On Thu, Feb 11, 2010 at 12:21 PM, Thomas Dalton thomas.dalton@gmail.com wrote:
On 11 February 2010 17:17, Carcharoth carcharothwp@googlemail.com wrote:
On Thu, Feb 11, 2010 at 5:05 PM, Andrew Gray andrew.gray@dunelm.org.uk wrote:
b) Use reversions. Sample a thousand uses of rollback from the recent changes list, find time between that edit and the one it was reverting.
That one sounds easier. If only people wouldn't use rollback inappropriately...
Looking for rollback edits is a good way to find vandalism that was reverted quickly, but as Andrew says it won't find old vandalism on articles with subsequent edits, which is essential if the intention it to find out how much vandalism takes a long time to be reverted.
And such are very common.

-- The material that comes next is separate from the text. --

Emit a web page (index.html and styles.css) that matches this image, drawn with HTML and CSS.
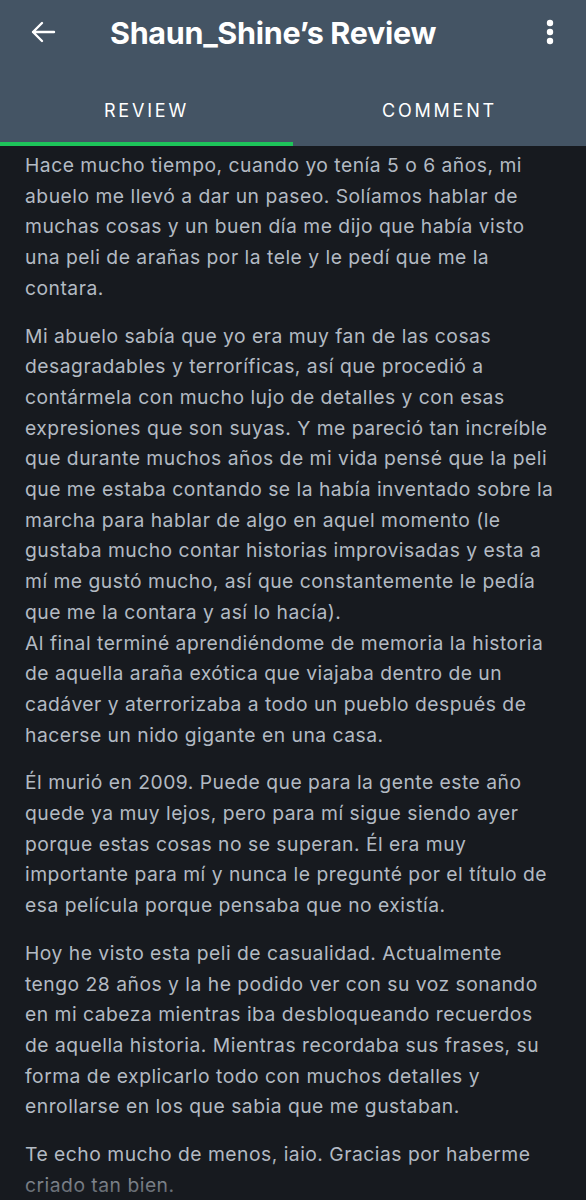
FILE: index.html
```html
<!DOCTYPE html>
<html lang="es">
<head>
<meta charset="utf-8">
<link rel="stylesheet" href="styles.css">
</head>
<body>
<header class="appbar">
  <div class="toolbar">
    <button class="icon-btn back" aria-label="Back">
      <svg width="26" height="22" viewBox="0 0 26 22"><path d="M24 11H3M12 2L3 11l9 9" fill="none" stroke="#fff" stroke-width="2.4" stroke-linecap="round" stroke-linejoin="round"/></svg>
    </button>
    <h1 class="title">Shaun_Shine’s Review</h1>
    <button class="icon-btn more" aria-label="More">
      <svg width="8" height="26" viewBox="0 0 8 26"><circle cx="4" cy="4" r="3.2" fill="#fff"/><circle cx="4" cy="13" r="3.2" fill="#fff"/><circle cx="4" cy="22" r="3.2" fill="#fff"/></svg>
    </button>
  </div>
  <nav class="tabs">
    <div class="tab active">REVIEW</div>
    <div class="tab">COMMENT</div>
  </nav>
</header>
<main class="review">
  <p>Hace mucho tiempo, cuando yo tenía 5 o 6 años, mi<br>abuelo me llevó a dar un paseo. Solíamos hablar de<br>muchas cosas y un buen día me dijo que había visto<br>una peli de arañas por la tele y le pedí que me la<br>contara.</p>
  <p>Mi abuelo sabía que yo era muy fan de las cosas<br>desagradables y terroríficas, así que procedió a<br>contármela con mucho lujo de detalles y con esas<br>expresiones que son suyas. Y me pareció tan increíble<br>que durante muchos años de mi vida pensé que la peli<br>que me estaba contando se la había inventado sobre la<br>marcha para hablar de algo en aquel momento (le<br>gustaba mucho contar historias improvisadas y esta a<br>mí me gustó mucho, así que constantemente le pedía<br>que me la contara y así lo hacía).<br>Al final terminé aprendiéndome de memoria la historia<br>de aquella araña exótica que viajaba dentro de un<br>cadáver y aterrorizaba a todo un pueblo después de<br>hacerse un nido gigante en una casa.</p>
  <p>Él murió en 2009. Puede que para la gente este año<br>quede ya muy lejos, pero para mí sigue siendo ayer<br>porque estas cosas no se superan. Él era muy<br>importante para mí y nunca le pregunté por el título de<br>esa película porque pensaba que no existía.</p>
  <p>Hoy he visto esta peli de casualidad. Actualmente<br>tengo 28 años y la he podido ver con su voz sonando<br>en mi cabeza mientras iba desbloqueando recuerdos<br>de aquella historia. Mientras recordaba sus frases, su<br>forma de explicarlo todo con muchos detalles y<br>enrollarse en los que sabia que me gustaban.</p>
  <p>Te echo mucho de menos, iaio. Gracias por haberme<br>criado tan bien.</p>
</main>
<div class="fade"></div>
</body>
</html>
```

FILE: styles.css
```css
* { box-sizing: border-box; }
html, body { margin: 0; padding: 0; }
body {
  position: relative;
  background: #171a1f;
  font-family: Inter, "Noto Sans", sans-serif;
  width: 586px;
  height: 1200px;
  overflow: hidden;
}
.appbar {
  background: #445464;
}
.toolbar {
  display: flex;
  align-items: center;
  height: 64px;
  padding: 0 26px 0 30px;
}
.icon-btn {
  background: none;
  border: 0;
  padding: 0;
  display: flex;
  align-items: center;
}
.back { width: 80px; }
.title {
  flex: 1;
  margin: 0;
  color: #fff;
  font-size: 30.5px;
  font-weight: 700;
  letter-spacing: -0.3px;
}
.more { width: 20px; justify-content: center; }
.tabs {
  display: flex;
  height: 82px;
}
.tab {
  flex: 1;
  display: flex;
  align-items: center;
  justify-content: center;
  color: #fff;
  font-size: 18px;
  letter-spacing: 2.8px;
  padding-top: 14px;
  border-bottom: 4px solid transparent;
}
.tab.active { border-bottom-color: #1ec45a; }
.review {
  padding: 4px 4px 0 25px;
  color: #b3bac3;
  font-size: 19.3px;
  letter-spacing: 0.5px;
  line-height: 30.7px;
  white-space: nowrap;
}
.review p { margin: 0 0 17px; }
.fade {
  position: absolute;
  left: 0; right: 0; bottom: 0;
  height: 42px;
  background: linear-gradient(to bottom, rgba(23,26,31,0), rgba(23,26,31,0.6));
}
```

In high-vandalism pages, it's easy for entire sections to just drop out in the back and forth. Bot edits badly exacerbate the issue because they edit whenever the heck they feel like it, and increase the noise in diffs.
An example: while looking at a reversion of a few anon edits on [[Legalism (Chinese philosophy)]], I grew suspicious of the ordering of sections - it seemed a little off, a little too choppy. I looked at consolidated diffs back to January, finding nothing in particular, but it was only when I gave it a last try all the way back to December, that I figured it out: 2 entire substantial sections had gotten deleted.